● **WORK INSTRUCTIONS**
Determine how many lines below hold the string "this". Reply with the number alone.
[BEGIN THE INPUT]
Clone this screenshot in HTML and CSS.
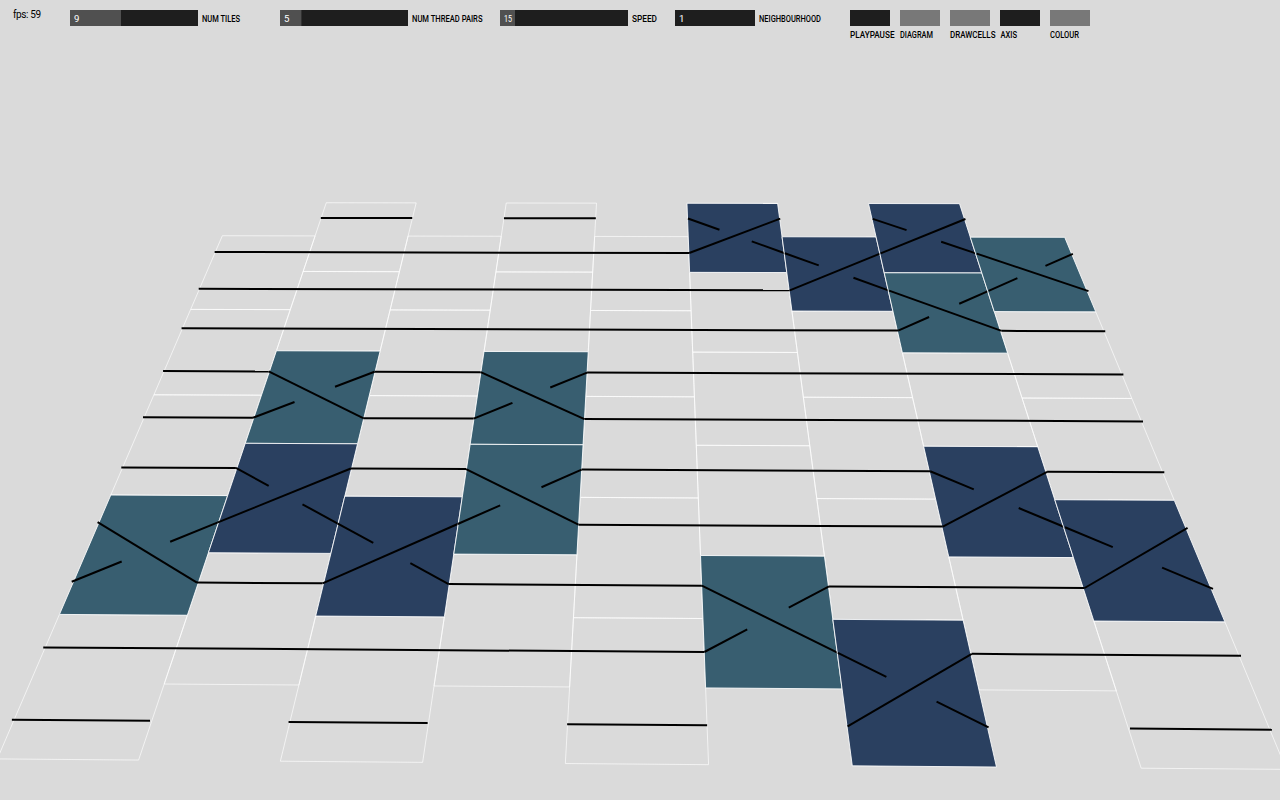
FILE: index.html
```html
<!DOCTYPE html>
<html lang="en">
<head>
<meta charset="utf-8">
<title>Braid automaton</title>
<link rel="stylesheet" href="styles.css">
</head>
<body>
<header class="controls">
  <svg class="text fps"><text x="0" y="8" textLength="28">fps: 59</text></svg>
  <div class="slider tiles">
    <div class="track"><div class="fill" style="width:51px"></div><svg class="text value"><text x="0" y="8">9</text></svg></div>
    <svg class="text"><text x="0" y="8" textLength="38" lengthAdjust="spacingAndGlyphs">NUM TILES</text></svg>
  </div>
  <div class="slider pairs">
    <div class="track"><div class="fill edged" style="width:22px"></div><svg class="text value"><text x="0" y="8">5</text></svg></div>
    <svg class="text"><text x="0" y="8" textLength="70.5" lengthAdjust="spacingAndGlyphs">NUM THREAD PAIRS</text></svg>
  </div>
  <div class="slider speed">
    <div class="track"><div class="fill" style="width:15px"></div><svg class="text value"><text x="0" y="8" textLength="8" lengthAdjust="spacingAndGlyphs">15</text></svg></div>
    <svg class="text"><text x="0" y="8" textLength="25" lengthAdjust="spacingAndGlyphs">SPEED</text></svg>
  </div>
  <div class="slider hood">
    <div class="track"><svg class="text value"><text x="0" y="8">1</text></svg></div>
    <svg class="text"><text x="0" y="8" textLength="62" lengthAdjust="spacingAndGlyphs">NEIGHBOURHOOD</text></svg>
  </div>
  <div class="toggles">
    <div class="toggle"><div class="box"></div><svg class="text"><text x="0" y="8" textLength="44.5" lengthAdjust="spacingAndGlyphs">PLAYPAUSE</text></svg></div>
    <div class="toggle on"><div class="box"></div><svg class="text"><text x="0" y="8" textLength="33" lengthAdjust="spacingAndGlyphs">DIAGRAM</text></svg></div>
    <div class="toggle on"><div class="box"></div><svg class="text"><text x="0" y="8" textLength="45.5" lengthAdjust="spacingAndGlyphs">DRAWCELLS</text></svg></div>
    <div class="toggle"><div class="box"></div><svg class="text"><text x="0.5" y="8" textLength="16.5" lengthAdjust="spacingAndGlyphs">AXIS</text></svg></div>
    <div class="toggle on"><div class="box"></div><svg class="text"><text x="0" y="8" textLength="29" lengthAdjust="spacingAndGlyphs">COLOUR</text></svg></div>
  </div>
</header>
<svg class="scene" id="scene" viewBox="0 50 1280 750"></svg>
<script src="braid.js"></script>
</body>
</html>
```
FILE: styles.css
```css
body {
  margin: 0;
  display: flex;
  flex-direction: column;
  height: 800px;
  overflow: hidden;
  background: #dadada;
}

.controls {
  box-sizing: border-box;
  display: grid;
  grid-template-columns: 57px 210px 220px 175px 175px auto;
  height: 50px;
  padding: 10px 0 0 13px;
}

.text {
  display: block;
  width: 1px;
  height: 10px;
  overflow: visible;
  fill: #000;
  font: 500 9.6px Roboto, "Liberation Sans", sans-serif;
}

.fps { font-weight: 400; font-size: 10px; }

.slider {
  display: flex;
  align-items: flex-start;
  gap: 3.5px;
}

.slider > .text { margin-top: 4px; }

.track {
  display: grid;
  width: 128px;
  height: 16px;
  background: #1e1e1e;
}

.hood .track { width: 80px; }

.track > * { grid-area: 1 / 1; }

.fill { box-sizing: border-box; background: #505050; }

.edged { border-right: 1px solid #323232; }

.value {
  margin: 4px 0 0 3.5px;
  fill: #fff;
  font-weight: 400;
}

.toggles { display: flex; gap: 10px; }

.toggle { width: 40px; }

.toggle .text { margin: 4px 0 0 -0.5px; }

.box { height: 16px; background: #1e1e1e; }

.on .box { background: #787878; }

.scene {
  width: 1280px;
  height: 750px;
}

.cell { fill: none; stroke: rgba(255, 255, 255, 0.65); stroke-width: 1; }
.cell.over { fill: #2a4060; stroke: rgba(255, 255, 255, 0.85); }
.cell.under { fill: #385e70; stroke: rgba(255, 255, 255, 0.85); }

.thread { fill: none; stroke: #000; stroke-width: 2; }
```
FILE: braid.js
```js
// Perspective projections of the cell plane and of the threads just above it.
const CELL_PLANE = [89.3416717, -21.6644099, 236.588246, -0.0853294, 25.2767553, 202.6084599, -0.0010674, -0.0333325];
const THREAD_PLANE = [89.3973771, -21.7964933, 236.5706664, -0.0856136, 25.266606, 201.455579, -0.0010937, -0.0334786];

// One string per column: "." straight, "N" right thread over, "T" left thread over.
const COLUMNS = ["...T.", "..TN.", "...N.", "..TT.", ".....", "N...T", "N...N", "NT.N.", "T..N."];

const project = (m, [c, r]) => {
  const w = 1 + m[6] * c + m[7] * r;
  return [(m[0] * c + m[1] * r + m[2]) / w, (m[3] * c + m[4] * r + m[5]) / w]
    .map(v => v.toFixed(2)).join(" ");
};

const path = (cls, plane, points, close = "") =>
  `<path class="${cls}" d="M${points.map(p => project(plane, p)).join("L")}${close}"/>`;

const thread = (c, r, dr, from, to) =>
  path("thread", THREAD_PLANE, [[c + from, r + dr * from], [c + to, r + dr * to]]);

// Empty outlines go beneath; straight threads are joined into runs per row.
let outlines = "";
let braid = "";
const runs = {};
COLUMNS.forEach((column, c) => {
  [...column].forEach((kind, i) => {
    const r = i * 2 + (c % 2 ? 0 : 1);
    const cls = { N: "cell over", T: "cell under", ".": "cell" }[kind];
    const cell = path(cls, CELL_PLANE, [[c, r], [c + 1, r], [c + 1, r + 2], [c, r + 2]], "Z");
    if (kind === ".") {
      outlines += cell;
      for (const row of [r + 0.5, r + 1.5]) {
        const list = runs[row] = runs[row] || [];
        const last = list[list.length - 1];
        if (last && last[1] === c) last[1] = c + 1;
        else list.push([c, c + 1]);
      }
    } else {
      const [top, bottom] = [[r + 0.5, 1], [r + 1.5, -1]];
      const [front, back] = kind === "N" ? [bottom, top] : [top, bottom];
      braid += cell + thread(c, ...front, 0, 1) + thread(c, ...back, 0, 1 / 3) + thread(c, ...back, 2 / 3, 1);
    }
  });
});
for (const [row, list] of Object.entries(runs)) {
  for (const [from, to] of list) {
    braid += path("thread", THREAD_PLANE, [[from, +row], [to, +row]]);
  }
}
document.getElementById("scene").innerHTML = outlines + braid;
```
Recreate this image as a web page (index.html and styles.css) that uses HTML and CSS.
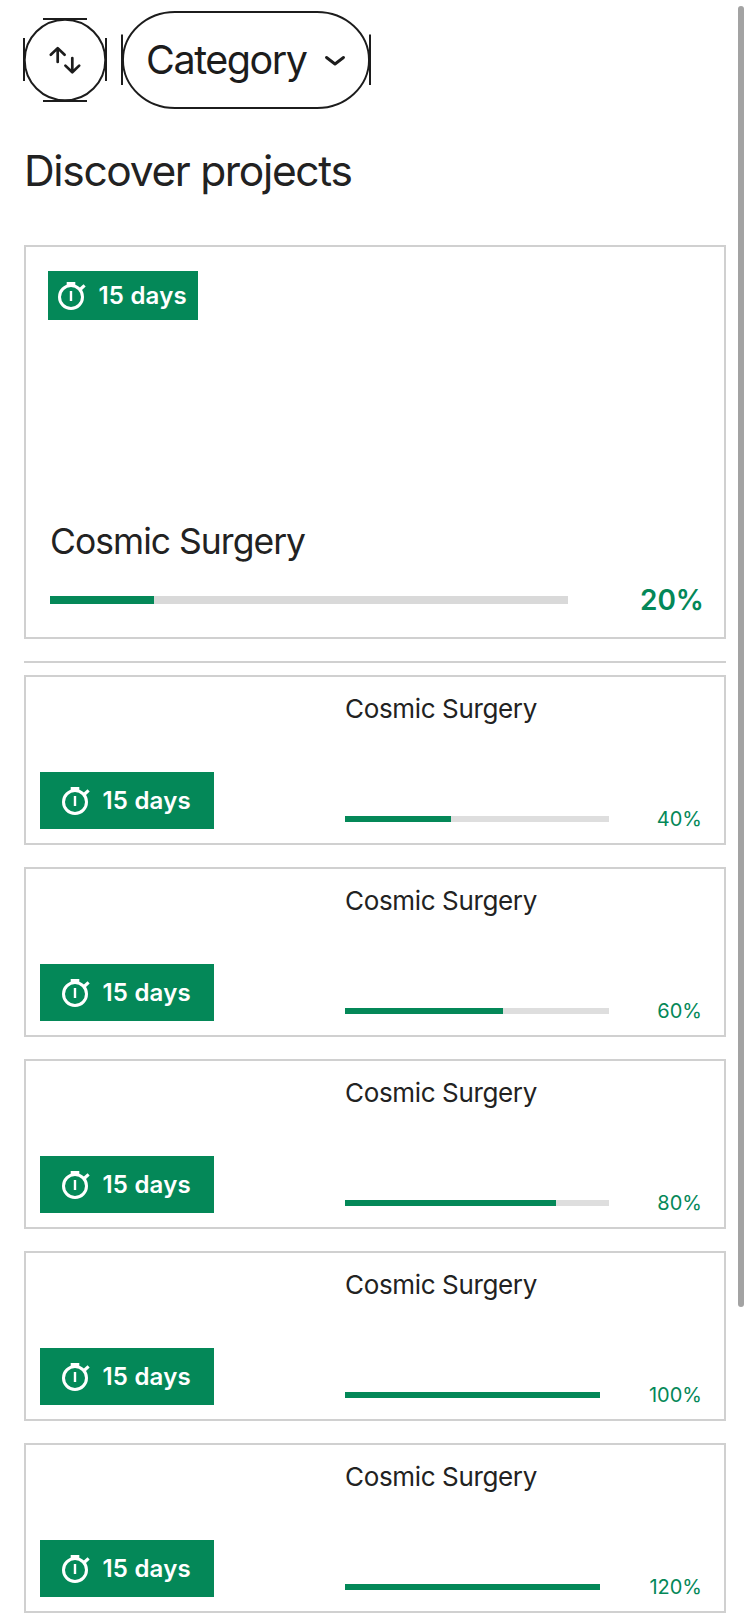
FILE: index.html
```html
<!DOCTYPE html>
<html lang="en">
<head>
<meta charset="utf-8">
<title>Discover projects</title>
<link rel="stylesheet" href="styles.css">
</head>
<body>
<svg class="defs" aria-hidden="true">
  <symbol id="timer" viewBox="0 0 30 30">
    <circle cx="14" cy="16" r="11.5" fill="none" stroke="#fff" stroke-width="3"/>
    <path d="M9.7 2.1h8.6M9.7 3.2h8.6M14 10v10" fill="none" stroke="#fff" stroke-width="2.4"/>
    <path d="M22.6 9 27.6 4.4" fill="none" stroke="#fff" stroke-width="3.2"/>
  </symbol>
</svg>
<main class="page">
  <div class="filters">
    <button class="sort" aria-label="Sort">
      <svg width="84" height="84" viewBox="0 0 84 84" fill="none" stroke="#1c1c1c" stroke-width="2">
        <path d="M1 20v43M83 20v43M20 1h44M20 83h44"/>
        <circle cx="42" cy="42" r="40.3"/>
        <path d="M34.7 44V31M27.8 36.8l6.9-6.7 6.9 6.7M49.3 40v14M42.4 47.6l6.9 6.7 6.9-6.7" stroke-width="2.7" stroke-linecap="round" stroke-linejoin="round"/>
      </svg>
    </button>
    <button class="category">
      <svg class="outline" width="250" height="98" viewBox="0 0 250 98" fill="none" stroke="#1c1c1c" stroke-width="2">
        <path d="M1 23.500v50.500M249 23.500v50.500"/>
        <path d="M54 1A52 48 0 0 0 54 97H196A52 48 0 0 0 196 1Z" stroke-width="1.9"/>
      </svg>
      <span>Category</span>
      <svg class="chevron" width="22" height="12" viewBox="0 0 22 12" fill="none" stroke="#1c1c1c" stroke-width="2.9" stroke-linecap="round" stroke-linejoin="round"><path d="M2.500 2.500 11 9l8.500-6.500"/></svg>
    </button>
  </div>
  <h1 class="heading">Discover projects</h1>
  <article class="feature">
    <div class="badge"><svg class="timer"><use href="#timer"/></svg><span>15 days</span></div>
    <h2 class="feature-name">Cosmic Surgery</h2>
    <div class="funding"><div class="track"><div class="fill" style="width:20%"></div></div><span class="percent">20%</span></div>
  </article>
  <hr class="rule">
  <section class="list">
    <article class="card"><div class="badge wide"><svg class="timer"><use href="#timer"/></svg><span>15 days</span></div><div class="info"><h3 class="name">Cosmic Surgery</h3><div class="funding"><div class="track"><div class="fill" style="width:40%"></div></div><span class="percent">40%</span></div></div></article>
    <article class="card"><div class="badge wide"><svg class="timer"><use href="#timer"/></svg><span>15 days</span></div><div class="info"><h3 class="name">Cosmic Surgery</h3><div class="funding"><div class="track"><div class="fill" style="width:60%"></div></div><span class="percent">60%</span></div></div></article>
    <article class="card"><div class="badge wide"><svg class="timer"><use href="#timer"/></svg><span>15 days</span></div><div class="info"><h3 class="name">Cosmic Surgery</h3><div class="funding"><div class="track"><div class="fill" style="width:80%"></div></div><span class="percent">80%</span></div></div></article>
    <article class="card"><div class="badge wide"><svg class="timer"><use href="#timer"/></svg><span>15 days</span></div><div class="info"><h3 class="name">Cosmic Surgery</h3><div class="funding full"><div class="track"><div class="fill" style="width:100%"></div></div><span class="percent">100%</span></div></div></article>
    <article class="card"><div class="badge wide"><svg class="timer"><use href="#timer"/></svg><span>15 days</span></div><div class="info"><h3 class="name">Cosmic Surgery</h3><div class="funding full"><div class="track"><div class="fill" style="width:100%"></div></div><span class="percent">120%</span></div></div></article>
  </section>
</main>
<div class="scrollbar"></div>
</body>
</html>
```
FILE: styles.css
```css
* { box-sizing: border-box; }
body { margin: 0; background: #fff; color: #222; font-family: Inter, "Liberation Sans", sans-serif; height: 1624px; overflow: hidden; }
.defs { position: absolute; width: 0; height: 0; }
.page { padding: 11px 24px 0; }
h1, h2, h3 { margin: 0; font-weight: 400; white-space: nowrap; }
svg { display: block; flex: none; }
.filters { display: flex; align-items: flex-start; gap: 14px; height: 98px; margin-left: -1px; }
.sort, .category { border: 0; background: none; padding: 0; color: #1c1c1c; font-family: inherit; }
.sort { margin-top: 7px; width: 84px; height: 84px; }
.category { position: relative; width: 250px; height: 98px; display: flex; align-items: center; justify-content: space-between; padding: 0 25px 0 25px; font-size: 39.5px; letter-spacing: -1.45px; }
.category span { padding-bottom: 1px; }
.chevron { margin-top: 1px; }
.outline { position: absolute; inset: 0; }
.heading { margin-top: 36px; height: 52px; line-height: 52px; font-size: 42.5px; letter-spacing: -1.33px; }
.feature { margin-top: 48px; height: 394px; border: 2px solid #d0d0d0; padding: 24px 22px 0; display: flex; flex-direction: column; }
.badge { width: 150px; height: 49px; flex: none; background: #048858; color: #fff; display: flex; align-items: center; gap: 11.5px; padding-left: 9px; font-size: 24px; font-weight: 600; letter-spacing: 0.2px; white-space: nowrap; }
.timer { width: 30px; height: 30px; }
.feature-name { margin: 199px 0 0 2px; height: 46px; line-height: 46px; font-size: 35.5px; letter-spacing: -0.98px; }
.funding { display: flex; align-items: center; justify-content: space-between; color: #048858; }
.feature .funding { margin: 19px -2px 0 2px; height: 32px; font-size: 28px; font-weight: 600; }
.track { width: 518px; height: 8px; background: #d9d9d9; }
.fill { height: 100%; background: #048858; }
.rule { margin: 22px 0 12px; border: 0; height: 2px; background: #d0d0d0; }
.list { display: flex; flex-direction: column; gap: 22px; }
.card { height: 170px; border: 2px solid #d0d0d0; padding: 14px 22px 14px 14px; display: flex; justify-content: space-between; align-items: flex-end; }
.wide { width: 174px; height: 57px; padding-left: 21px; }
.info { width: 357px; height: 100%; display: flex; flex-direction: column; justify-content: space-between; }
.name { height: 36px; line-height: 36px; font-size: 26px; letter-spacing: -0.35px; }
.card .funding { height: 20px; font-size: 20px; }
.card .track { width: 264px; height: 6px; background: #dedede; }
.card .full .track { width: 255px; }
.scrollbar { position: absolute; left: 738px; top: 6px; width: 6px; height: 1301px; border-radius: 3px; background: #a3a3a3; }
```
[END THE INPUT]
● **IN RESPONSE**
2